#### Dataset section ####
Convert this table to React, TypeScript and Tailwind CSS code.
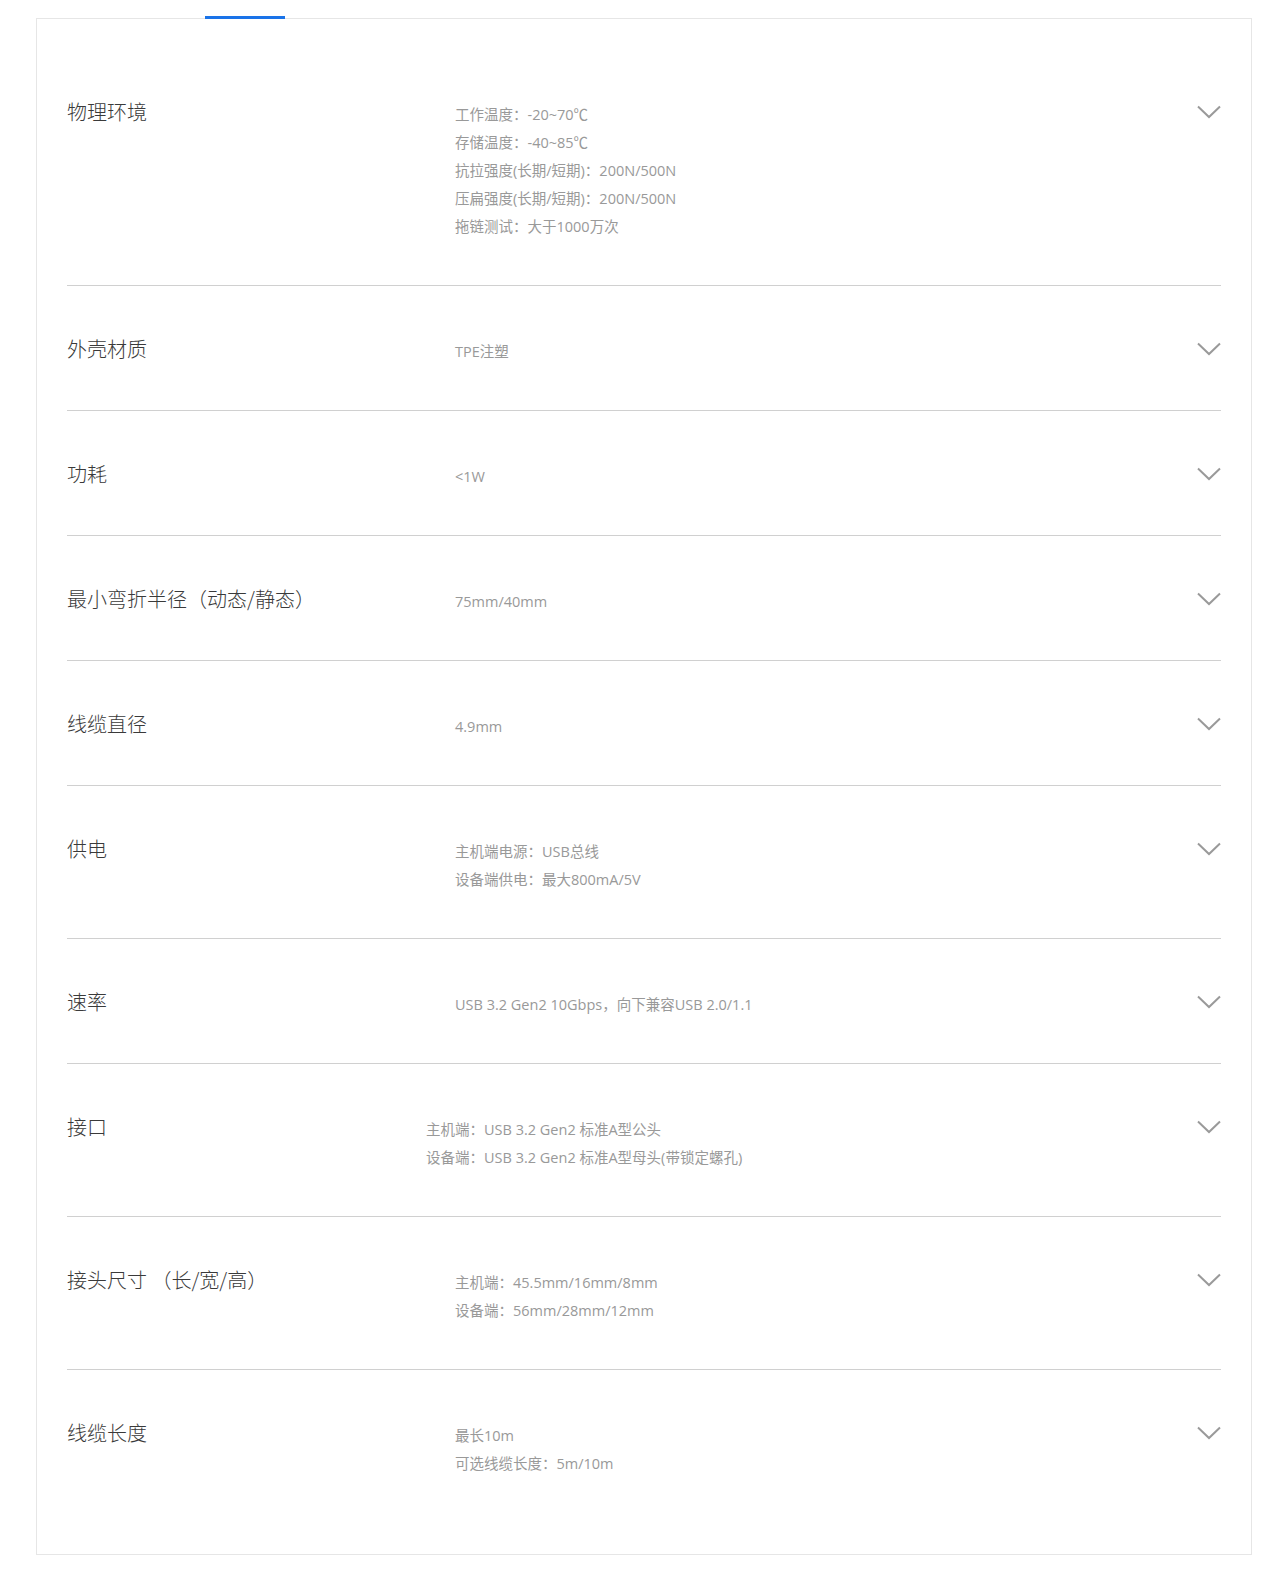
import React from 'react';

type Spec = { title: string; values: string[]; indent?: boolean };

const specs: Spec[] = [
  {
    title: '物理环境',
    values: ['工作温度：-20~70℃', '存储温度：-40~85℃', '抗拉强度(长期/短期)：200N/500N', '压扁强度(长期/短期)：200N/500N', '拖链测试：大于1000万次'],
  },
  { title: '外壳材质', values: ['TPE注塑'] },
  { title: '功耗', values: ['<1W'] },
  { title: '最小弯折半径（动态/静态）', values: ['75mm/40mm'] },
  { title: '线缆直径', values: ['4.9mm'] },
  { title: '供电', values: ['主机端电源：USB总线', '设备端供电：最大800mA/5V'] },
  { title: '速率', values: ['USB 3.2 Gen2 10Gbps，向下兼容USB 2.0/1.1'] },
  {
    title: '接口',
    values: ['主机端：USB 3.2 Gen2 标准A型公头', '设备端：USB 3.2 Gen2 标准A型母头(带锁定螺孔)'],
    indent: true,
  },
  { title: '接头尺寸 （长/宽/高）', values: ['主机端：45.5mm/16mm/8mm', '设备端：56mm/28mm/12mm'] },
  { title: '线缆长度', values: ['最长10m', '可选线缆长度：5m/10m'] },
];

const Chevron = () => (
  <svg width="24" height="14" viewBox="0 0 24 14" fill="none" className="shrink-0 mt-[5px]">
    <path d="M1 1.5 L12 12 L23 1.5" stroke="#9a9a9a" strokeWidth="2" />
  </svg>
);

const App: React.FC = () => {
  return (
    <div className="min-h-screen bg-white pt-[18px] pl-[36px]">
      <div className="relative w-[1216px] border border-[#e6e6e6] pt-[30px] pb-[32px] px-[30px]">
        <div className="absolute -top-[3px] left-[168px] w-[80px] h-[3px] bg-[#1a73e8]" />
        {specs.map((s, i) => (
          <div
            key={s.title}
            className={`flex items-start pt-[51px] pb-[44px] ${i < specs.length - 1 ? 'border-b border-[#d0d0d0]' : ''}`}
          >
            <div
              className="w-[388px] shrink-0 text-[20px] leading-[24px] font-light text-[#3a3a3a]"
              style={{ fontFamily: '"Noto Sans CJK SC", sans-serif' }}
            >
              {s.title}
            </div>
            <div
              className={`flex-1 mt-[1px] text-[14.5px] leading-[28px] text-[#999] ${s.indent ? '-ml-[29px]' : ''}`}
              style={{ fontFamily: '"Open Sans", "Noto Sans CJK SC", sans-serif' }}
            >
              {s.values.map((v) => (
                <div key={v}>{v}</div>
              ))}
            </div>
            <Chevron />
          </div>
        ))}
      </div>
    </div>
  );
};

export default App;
####
Goal of the exercise: Copy out each line word for word, please, skipping the images.

Result below:
Convert this table to React, TypeScript and Tailwind CSS code.
import React from 'react';

type Spec = { title: string; values: string[]; indent?: boolean };

const specs: Spec[] = [
  {
    title: '物理环境',
    values: ['工作温度：-20~70℃', '存储温度：-40~85℃', '抗拉强度(长期/短期)：200N/500N', '压扁强度(长期/短期)：200N/500N', '拖链测试：大于1000万次'],
  },
  { title: '外壳材质', values: ['TPE注塑'] },
  { title: '功耗', values: ['<1W'] },
  { title: '最小弯折半径（动态/静态）', values: ['75mm/40mm'] },
  { title: '线缆直径', values: ['4.9mm'] },
  { title: '供电', values: ['主机端电源：USB总线', '设备端供电：最大800mA/5V'] },
  { title: '速率', values: ['USB 3.2 Gen2 10Gbps，向下兼容USB 2.0/1.1'] },
  {
    title: '接口',
    values: ['主机端：USB 3.2 Gen2 标准A型公头', '设备端：USB 3.2 Gen2 标准A型母头(带锁定螺孔)'],
    indent: true,
  },
  { title: '接头尺寸 （长/宽/高）', values: ['主机端：45.5mm/16mm/8mm', '设备端：56mm/28mm/12mm'] },
  { title: '线缆长度', values: ['最长10m', '可选线缆长度：5m/10m'] },
];

const Chevron = () => (
  <svg width="24" height="14" viewBox="0 0 24 14" fill="none" className="shrink-0 mt-[5px]">
    <path d="M1 1.5 L12 12 L23 1.5" stroke="#9a9a9a" strokeWidth="2" />
  </svg>
);

const App: React.FC = () => {
  return (
    <div className="min-h-screen bg-white pt-[18px] pl-[36px]">
      <div className="relative w-[1216px] border border-[#e6e6e6] pt-[30px] pb-[32px] px-[30px]">
        <div className="absolute -top-[3px] left-[168px] w-[80px] h-[3px] bg-[#1a73e8]" />
        {specs.map((s, i) => (
          <div
            key={s.title}
            className={`flex items-start pt-[51px] pb-[44px] ${i < specs.length - 1 ? 'border-b border-[#d0d0d0]' : ''}`}
          >
            <div
              className="w-[388px] shrink-0 text-[20px] leading-[24px] font-light text-[#3a3a3a]"
              style={{ fontFamily: '"Noto Sans CJK SC", sans-serif' }}
            >
              {s.title}
            </div>
            <div
              className={`flex-1 mt-[1px] text-[14.5px] leading-[28px] text-[#999] ${s.indent ? '-ml-[29px]' : ''}`}
              style={{ fontFamily: '"Open Sans", "Noto Sans CJK SC", sans-serif' }}
            >
              {s.values.map((v) => (
                <div key={v}>{v}</div>
              ))}
            </div>
            <Chevron />
          </div>
        ))}
      </div>
    </div>
  );
};

export default App;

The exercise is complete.